Cell phone records and the warrant requirement

Next month, the United States Supreme Court is set to hear oral arguments in perhaps the most important Fourth Amendment case of the past twenty years. This is the court’s opportunity to protect the privacy of citizens’ cell phone records while still making the allowances needed to keep the public safe. 

In Carpenter v. United States, the Court will decide whether the law of search and seizure is violated when the government issues a subpoena for cell phone location records under the Stored Communications Act. This law allows phone records to be subpoenaed on the basis of reasonable grounds, a standard of proof considerably lower than that generally needed for a warrant.

Probable cause, the more usual standard, requires a measure of particularity in suspicion of the person involved and the crime committed. Ignoring this specificity when requesting cell phone records, except in emergency circumstances, should constitute an illegal search. Phone data can be used to piece together, both retroactively and in real time, the location and movement of a citizen. Using records in this way is the essence of what it means to search — to see and assemble together that which cannot be viewed or determined by normal observation — and to say otherwise is offensive to common sense. This is the sort of government action where a warrant supported by probable cause should normally be demanded.

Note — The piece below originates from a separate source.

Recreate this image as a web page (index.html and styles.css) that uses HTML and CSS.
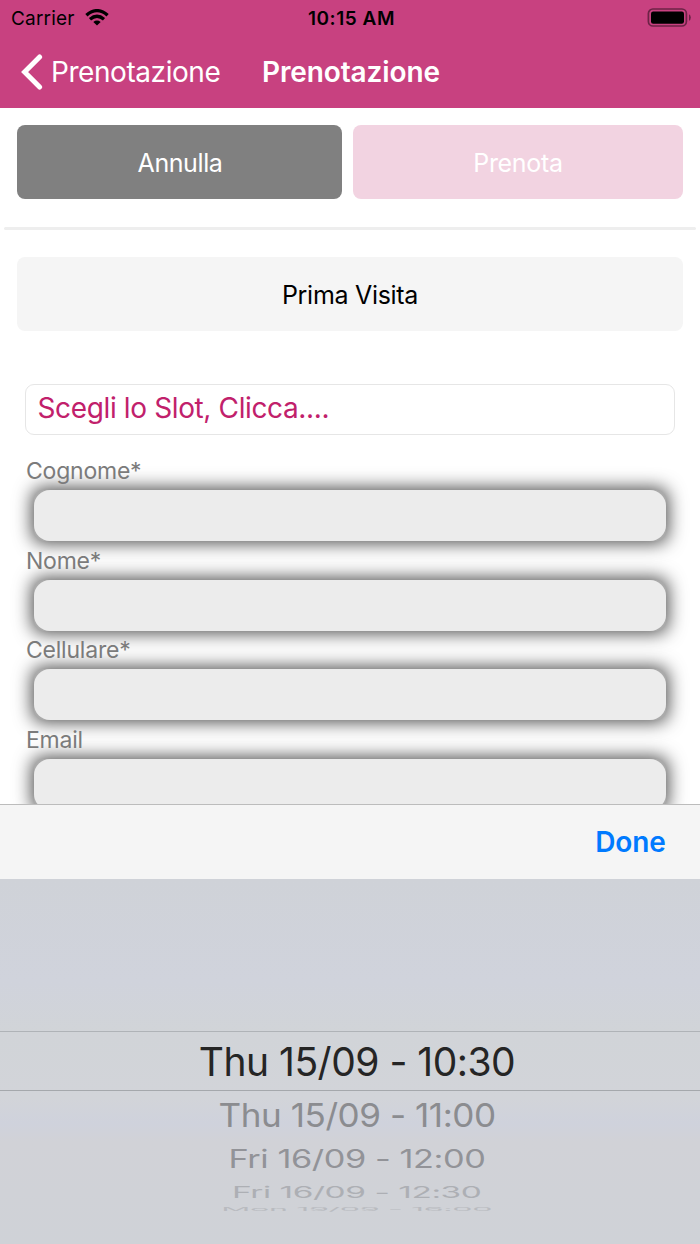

But, when previously considering this case, the 6th U.S. Circuit Court of Appeals found that citizens can have no reasonable expectation of privacy in phone records under the third party doctrine, which holds that when private information is given to a business, the company owns the record. Under this logic, because a caller exposes information about calls they make and receive to their cell phone company, their legal right to keep those records private is substantially diminished. For these reasons, the 6th Circuit concluded that in this case there was no search.

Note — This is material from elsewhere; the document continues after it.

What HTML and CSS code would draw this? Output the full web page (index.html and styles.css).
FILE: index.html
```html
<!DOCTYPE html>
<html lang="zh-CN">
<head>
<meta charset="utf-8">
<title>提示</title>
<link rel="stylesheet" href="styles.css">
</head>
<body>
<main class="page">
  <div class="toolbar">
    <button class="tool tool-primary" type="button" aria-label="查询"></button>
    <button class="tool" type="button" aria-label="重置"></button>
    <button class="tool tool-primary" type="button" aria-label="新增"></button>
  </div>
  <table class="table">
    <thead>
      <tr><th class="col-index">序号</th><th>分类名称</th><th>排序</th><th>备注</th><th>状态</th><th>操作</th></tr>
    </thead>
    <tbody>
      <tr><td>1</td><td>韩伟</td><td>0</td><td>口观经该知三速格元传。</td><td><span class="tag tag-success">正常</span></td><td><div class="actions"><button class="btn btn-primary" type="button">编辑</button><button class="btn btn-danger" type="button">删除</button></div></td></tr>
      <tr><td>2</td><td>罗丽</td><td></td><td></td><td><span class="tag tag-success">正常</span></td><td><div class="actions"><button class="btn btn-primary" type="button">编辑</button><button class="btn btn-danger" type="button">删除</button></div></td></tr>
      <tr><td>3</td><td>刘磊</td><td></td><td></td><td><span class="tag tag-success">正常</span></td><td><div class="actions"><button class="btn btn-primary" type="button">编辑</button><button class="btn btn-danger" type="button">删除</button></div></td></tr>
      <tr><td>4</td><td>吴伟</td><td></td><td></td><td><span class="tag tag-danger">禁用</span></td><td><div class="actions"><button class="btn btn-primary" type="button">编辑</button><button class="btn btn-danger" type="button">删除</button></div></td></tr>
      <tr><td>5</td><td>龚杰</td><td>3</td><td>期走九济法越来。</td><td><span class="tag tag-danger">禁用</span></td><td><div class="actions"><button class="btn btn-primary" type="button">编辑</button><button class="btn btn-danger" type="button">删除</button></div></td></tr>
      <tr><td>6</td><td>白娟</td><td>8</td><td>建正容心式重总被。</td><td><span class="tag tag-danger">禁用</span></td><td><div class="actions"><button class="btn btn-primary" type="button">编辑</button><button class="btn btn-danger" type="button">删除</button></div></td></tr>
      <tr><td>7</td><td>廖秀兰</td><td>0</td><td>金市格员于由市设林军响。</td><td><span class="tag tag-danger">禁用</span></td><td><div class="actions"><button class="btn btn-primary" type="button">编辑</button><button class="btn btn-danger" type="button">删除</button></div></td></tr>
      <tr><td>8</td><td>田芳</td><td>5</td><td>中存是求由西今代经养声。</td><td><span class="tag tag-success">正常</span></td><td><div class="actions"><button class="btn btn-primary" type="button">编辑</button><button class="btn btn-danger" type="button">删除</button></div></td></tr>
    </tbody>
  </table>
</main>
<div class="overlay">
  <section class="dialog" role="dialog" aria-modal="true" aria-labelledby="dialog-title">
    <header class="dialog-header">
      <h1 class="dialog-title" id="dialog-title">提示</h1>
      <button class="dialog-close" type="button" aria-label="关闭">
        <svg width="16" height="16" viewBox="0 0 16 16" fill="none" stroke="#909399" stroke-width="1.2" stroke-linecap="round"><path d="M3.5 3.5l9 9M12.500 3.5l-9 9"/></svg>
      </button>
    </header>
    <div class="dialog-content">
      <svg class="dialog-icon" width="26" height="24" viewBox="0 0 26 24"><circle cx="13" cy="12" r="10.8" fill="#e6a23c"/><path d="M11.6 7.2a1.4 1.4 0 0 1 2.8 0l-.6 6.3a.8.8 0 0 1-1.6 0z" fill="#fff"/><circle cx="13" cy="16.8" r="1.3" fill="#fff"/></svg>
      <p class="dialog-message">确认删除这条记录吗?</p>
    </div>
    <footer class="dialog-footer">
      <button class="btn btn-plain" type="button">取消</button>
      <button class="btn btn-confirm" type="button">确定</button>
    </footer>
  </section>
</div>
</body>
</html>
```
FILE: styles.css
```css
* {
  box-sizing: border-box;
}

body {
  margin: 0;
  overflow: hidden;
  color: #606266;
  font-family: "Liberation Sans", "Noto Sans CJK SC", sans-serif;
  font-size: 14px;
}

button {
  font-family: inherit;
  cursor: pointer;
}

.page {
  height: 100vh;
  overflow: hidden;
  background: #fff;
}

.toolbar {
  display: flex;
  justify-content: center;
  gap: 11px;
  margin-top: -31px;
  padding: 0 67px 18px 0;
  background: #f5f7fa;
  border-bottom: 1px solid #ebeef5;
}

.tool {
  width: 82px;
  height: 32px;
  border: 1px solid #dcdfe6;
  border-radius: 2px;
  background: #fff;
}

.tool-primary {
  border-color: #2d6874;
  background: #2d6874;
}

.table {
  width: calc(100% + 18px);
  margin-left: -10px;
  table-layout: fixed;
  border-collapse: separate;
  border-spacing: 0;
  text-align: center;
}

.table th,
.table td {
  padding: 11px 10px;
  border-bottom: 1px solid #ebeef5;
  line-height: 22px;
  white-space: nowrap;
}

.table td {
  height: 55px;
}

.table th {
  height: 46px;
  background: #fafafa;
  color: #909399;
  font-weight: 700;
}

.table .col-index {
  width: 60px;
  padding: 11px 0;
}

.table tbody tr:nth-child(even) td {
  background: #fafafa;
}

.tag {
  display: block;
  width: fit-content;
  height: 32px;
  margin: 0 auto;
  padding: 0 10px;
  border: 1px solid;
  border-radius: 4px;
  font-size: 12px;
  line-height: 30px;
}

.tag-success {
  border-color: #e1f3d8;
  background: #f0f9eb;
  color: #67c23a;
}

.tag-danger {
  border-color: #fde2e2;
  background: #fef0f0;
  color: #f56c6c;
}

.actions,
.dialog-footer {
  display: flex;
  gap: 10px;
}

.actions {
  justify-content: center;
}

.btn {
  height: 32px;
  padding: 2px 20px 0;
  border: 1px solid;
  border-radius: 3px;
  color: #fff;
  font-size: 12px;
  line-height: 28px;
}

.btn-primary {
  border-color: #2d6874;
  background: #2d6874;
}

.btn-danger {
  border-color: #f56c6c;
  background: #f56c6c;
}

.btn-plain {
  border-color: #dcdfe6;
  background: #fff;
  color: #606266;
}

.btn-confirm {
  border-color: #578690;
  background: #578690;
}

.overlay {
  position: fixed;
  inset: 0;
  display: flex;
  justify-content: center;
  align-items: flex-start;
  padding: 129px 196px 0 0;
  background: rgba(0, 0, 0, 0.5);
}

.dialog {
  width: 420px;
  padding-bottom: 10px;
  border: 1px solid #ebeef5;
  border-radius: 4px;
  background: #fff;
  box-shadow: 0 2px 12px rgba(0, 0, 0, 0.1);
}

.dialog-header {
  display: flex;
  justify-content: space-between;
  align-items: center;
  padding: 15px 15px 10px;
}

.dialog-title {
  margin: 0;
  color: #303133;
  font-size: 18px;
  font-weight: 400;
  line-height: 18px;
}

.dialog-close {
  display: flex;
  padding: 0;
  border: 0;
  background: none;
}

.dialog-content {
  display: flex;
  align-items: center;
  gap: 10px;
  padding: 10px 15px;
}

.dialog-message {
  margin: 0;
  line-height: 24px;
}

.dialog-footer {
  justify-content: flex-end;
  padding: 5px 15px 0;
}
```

The position articulated by the 6th Circuit is flawed; there's a problem of false equivalency. Information taken by a service provider is not the same as information that is knowingly and willfully exposed: a call log is inherently different from a personal Facebook post. Yet the law treats the expectation of privacy in these cases identically. This is even more troubling when we consider that what may be done with a cell phone, both in terms of storing and retrieving personal data, is unprecedented.

It is time to reexamine the third party doctrine. The Supreme Court should take Carpenter v. United States as a chance to narrow this doctrine's reach and declare the relevant section of the Stored Communications Act unconstitutional.

Yet this should be balanced with a firm understanding that there are circumstances where public safety will outweigh individual rights. Courts can keep us safe while at the same time preserving precious civil rights and liberties. The pathway to this balance lies in an outcome in Carpenter v. United States that imposes a general rule that requires a probable cause warrant for the production of cell phone records, tempered by an allowance for emergency circumstances.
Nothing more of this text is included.